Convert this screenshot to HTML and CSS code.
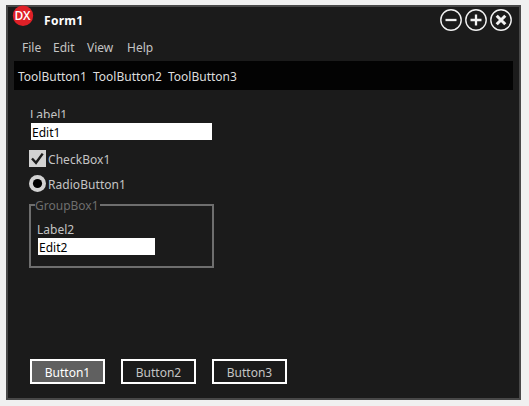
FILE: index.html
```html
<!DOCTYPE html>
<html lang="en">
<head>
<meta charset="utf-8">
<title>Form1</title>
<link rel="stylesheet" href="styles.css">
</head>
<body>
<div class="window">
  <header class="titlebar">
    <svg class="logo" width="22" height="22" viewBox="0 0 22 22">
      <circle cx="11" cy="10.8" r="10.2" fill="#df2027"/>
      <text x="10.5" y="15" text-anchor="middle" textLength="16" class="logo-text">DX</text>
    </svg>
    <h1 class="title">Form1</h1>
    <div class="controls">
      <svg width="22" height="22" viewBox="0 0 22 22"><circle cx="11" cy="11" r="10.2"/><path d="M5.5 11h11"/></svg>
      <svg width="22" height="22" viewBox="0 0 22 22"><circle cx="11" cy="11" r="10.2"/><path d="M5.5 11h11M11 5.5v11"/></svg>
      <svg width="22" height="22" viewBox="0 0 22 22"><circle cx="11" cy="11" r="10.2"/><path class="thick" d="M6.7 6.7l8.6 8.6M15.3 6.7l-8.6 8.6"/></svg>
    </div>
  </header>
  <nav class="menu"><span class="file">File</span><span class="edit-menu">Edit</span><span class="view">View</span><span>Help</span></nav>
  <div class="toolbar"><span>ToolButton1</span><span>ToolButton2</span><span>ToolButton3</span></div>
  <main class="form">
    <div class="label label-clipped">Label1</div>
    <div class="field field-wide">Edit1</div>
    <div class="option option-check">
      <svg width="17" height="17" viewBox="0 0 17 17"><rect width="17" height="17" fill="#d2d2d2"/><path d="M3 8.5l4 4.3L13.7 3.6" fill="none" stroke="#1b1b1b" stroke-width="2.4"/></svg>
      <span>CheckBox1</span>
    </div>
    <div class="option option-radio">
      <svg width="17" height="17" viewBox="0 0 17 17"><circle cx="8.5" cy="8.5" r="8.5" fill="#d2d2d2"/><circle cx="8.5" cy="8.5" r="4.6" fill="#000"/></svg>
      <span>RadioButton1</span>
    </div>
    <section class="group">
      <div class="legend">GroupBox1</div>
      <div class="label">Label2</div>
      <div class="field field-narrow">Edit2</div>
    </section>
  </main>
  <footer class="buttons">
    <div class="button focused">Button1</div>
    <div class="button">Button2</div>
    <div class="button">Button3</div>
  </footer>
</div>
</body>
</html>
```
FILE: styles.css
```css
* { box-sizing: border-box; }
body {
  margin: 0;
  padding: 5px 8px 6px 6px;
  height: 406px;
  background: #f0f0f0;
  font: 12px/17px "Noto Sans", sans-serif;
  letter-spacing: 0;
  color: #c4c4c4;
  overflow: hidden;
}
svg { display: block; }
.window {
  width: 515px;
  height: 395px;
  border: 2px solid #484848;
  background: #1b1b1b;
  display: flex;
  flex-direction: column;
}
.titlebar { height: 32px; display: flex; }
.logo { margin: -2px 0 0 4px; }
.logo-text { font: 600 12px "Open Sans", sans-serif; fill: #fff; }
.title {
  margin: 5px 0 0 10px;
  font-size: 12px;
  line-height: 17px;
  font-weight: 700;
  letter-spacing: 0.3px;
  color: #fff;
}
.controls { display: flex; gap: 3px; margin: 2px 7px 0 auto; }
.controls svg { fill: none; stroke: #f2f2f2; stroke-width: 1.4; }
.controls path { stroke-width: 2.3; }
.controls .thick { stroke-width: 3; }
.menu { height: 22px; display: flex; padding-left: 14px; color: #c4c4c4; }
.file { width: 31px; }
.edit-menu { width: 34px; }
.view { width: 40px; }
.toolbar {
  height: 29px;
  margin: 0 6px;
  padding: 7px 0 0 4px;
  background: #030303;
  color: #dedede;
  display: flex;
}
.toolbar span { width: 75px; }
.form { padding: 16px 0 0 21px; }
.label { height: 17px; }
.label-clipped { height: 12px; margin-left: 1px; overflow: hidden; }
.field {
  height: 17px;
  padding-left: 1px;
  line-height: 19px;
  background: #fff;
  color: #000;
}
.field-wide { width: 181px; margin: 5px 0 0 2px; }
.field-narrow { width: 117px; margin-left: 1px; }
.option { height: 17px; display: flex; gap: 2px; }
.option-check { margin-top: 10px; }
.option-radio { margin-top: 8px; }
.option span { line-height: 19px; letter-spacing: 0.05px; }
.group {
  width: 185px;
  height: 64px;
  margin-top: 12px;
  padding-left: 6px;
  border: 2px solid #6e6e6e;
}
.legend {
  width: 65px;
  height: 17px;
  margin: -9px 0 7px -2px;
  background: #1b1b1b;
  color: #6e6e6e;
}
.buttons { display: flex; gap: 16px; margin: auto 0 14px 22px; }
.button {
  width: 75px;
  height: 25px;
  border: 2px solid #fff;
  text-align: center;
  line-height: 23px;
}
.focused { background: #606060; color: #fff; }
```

────

Work to complete: Go through the data above and transcribe it in full, omitting any image.

Written solution:
Convert this screenshot to HTML and CSS code.
FILE: index.html
```html
<!DOCTYPE html>
<html lang="en">
<head>
<meta charset="utf-8">
<title>Form1</title>
<link rel="stylesheet" href="styles.css">
</head>
<body>
<div class="window">
  <header class="titlebar">
    <svg class="logo" width="22" height="22" viewBox="0 0 22 22">
      <circle cx="11" cy="10.8" r="10.2" fill="#df2027"/>
      <text x="10.5" y="15" text-anchor="middle" textLength="16" class="logo-text">DX</text>
    </svg>
    <h1 class="title">Form1</h1>
    <div class="controls">
      <svg width="22" height="22" viewBox="0 0 22 22"><circle cx="11" cy="11" r="10.2"/><path d="M5.5 11h11"/></svg>
      <svg width="22" height="22" viewBox="0 0 22 22"><circle cx="11" cy="11" r="10.2"/><path d="M5.5 11h11M11 5.5v11"/></svg>
      <svg width="22" height="22" viewBox="0 0 22 22"><circle cx="11" cy="11" r="10.2"/><path class="thick" d="M6.7 6.7l8.6 8.6M15.3 6.7l-8.6 8.6"/></svg>
    </div>
  </header>
  <nav class="menu"><span class="file">File</span><span class="edit-menu">Edit</span><span class="view">View</span><span>Help</span></nav>
  <div class="toolbar"><span>ToolButton1</span><span>ToolButton2</span><span>ToolButton3</span></div>
  <main class="form">
    <div class="label label-clipped">Label1</div>
    <div class="field field-wide">Edit1</div>
    <div class="option option-check">
      <svg width="17" height="17" viewBox="0 0 17 17"><rect width="17" height="17" fill="#d2d2d2"/><path d="M3 8.5l4 4.3L13.7 3.6" fill="none" stroke="#1b1b1b" stroke-width="2.4"/></svg>
      <span>CheckBox1</span>
    </div>
    <div class="option option-radio">
      <svg width="17" height="17" viewBox="0 0 17 17"><circle cx="8.5" cy="8.5" r="8.5" fill="#d2d2d2"/><circle cx="8.5" cy="8.5" r="4.6" fill="#000"/></svg>
      <span>RadioButton1</span>
    </div>
    <section class="group">
      <div class="legend">GroupBox1</div>
      <div class="label">Label2</div>
      <div class="field field-narrow">Edit2</div>
    </section>
  </main>
  <footer class="buttons">
    <div class="button focused">Button1</div>
    <div class="button">Button2</div>
    <div class="button">Button3</div>
  </footer>
</div>
</body>
</html>
```
FILE: styles.css
```css
* { box-sizing: border-box; }
body {
  margin: 0;
  padding: 5px 8px 6px 6px;
  height: 406px;
  background: #f0f0f0;
  font: 12px/17px "Noto Sans", sans-serif;
  letter-spacing: 0;
  color: #c4c4c4;
  overflow: hidden;
}
svg { display: block; }
.window {
  width: 515px;
  height: 395px;
  border: 2px solid #484848;
  background: #1b1b1b;
  display: flex;
  flex-direction: column;
}
.titlebar { height: 32px; display: flex; }
.logo { margin: -2px 0 0 4px; }
.logo-text { font: 600 12px "Open Sans", sans-serif; fill: #fff; }
.title {
  margin: 5px 0 0 10px;
  font-size: 12px;
  line-height: 17px;
  font-weight: 700;
  letter-spacing: 0.3px;
  color: #fff;
}
.controls { display: flex; gap: 3px; margin: 2px 7px 0 auto; }
.controls svg { fill: none; stroke: #f2f2f2; stroke-width: 1.4; }
.controls path { stroke-width: 2.3; }
.controls .thick { stroke-width: 3; }
.menu { height: 22px; display: flex; padding-left: 14px; color: #c4c4c4; }
.file { width: 31px; }
.edit-menu { width: 34px; }
.view { width: 40px; }
.toolbar {
  height: 29px;
  margin: 0 6px;
  padding: 7px 0 0 4px;
  background: #030303;
  color: #dedede;
  display: flex;
}
.toolbar span { width: 75px; }
.form { padding: 16px 0 0 21px; }
.label { height: 17px; }
.label-clipped { height: 12px; margin-left: 1px; overflow: hidden; }
.field {
  height: 17px;
  padding-left: 1px;
  line-height: 19px;
  background: #fff;
  color: #000;
}
.field-wide { width: 181px; margin: 5px 0 0 2px; }
.field-narrow { width: 117px; margin-left: 1px; }
.option { height: 17px; display: flex; gap: 2px; }
.option-check { margin-top: 10px; }
.option-radio { margin-top: 8px; }
.option span { line-height: 19px; letter-spacing: 0.05px; }
.group {
  width: 185px;
  height: 64px;
  margin-top: 12px;
  padding-left: 6px;
  border: 2px solid #6e6e6e;
}
.legend {
  width: 65px;
  height: 17px;
  margin: -9px 0 7px -2px;
  background: #1b1b1b;
  color: #6e6e6e;
}
.buttons { display: flex; gap: 16px; margin: auto 0 14px 22px; }
.button {
  width: 75px;
  height: 25px;
  border: 2px solid #fff;
  text-align: center;
  line-height: 23px;
}
.focused { background: #606060; color: #fff; }
```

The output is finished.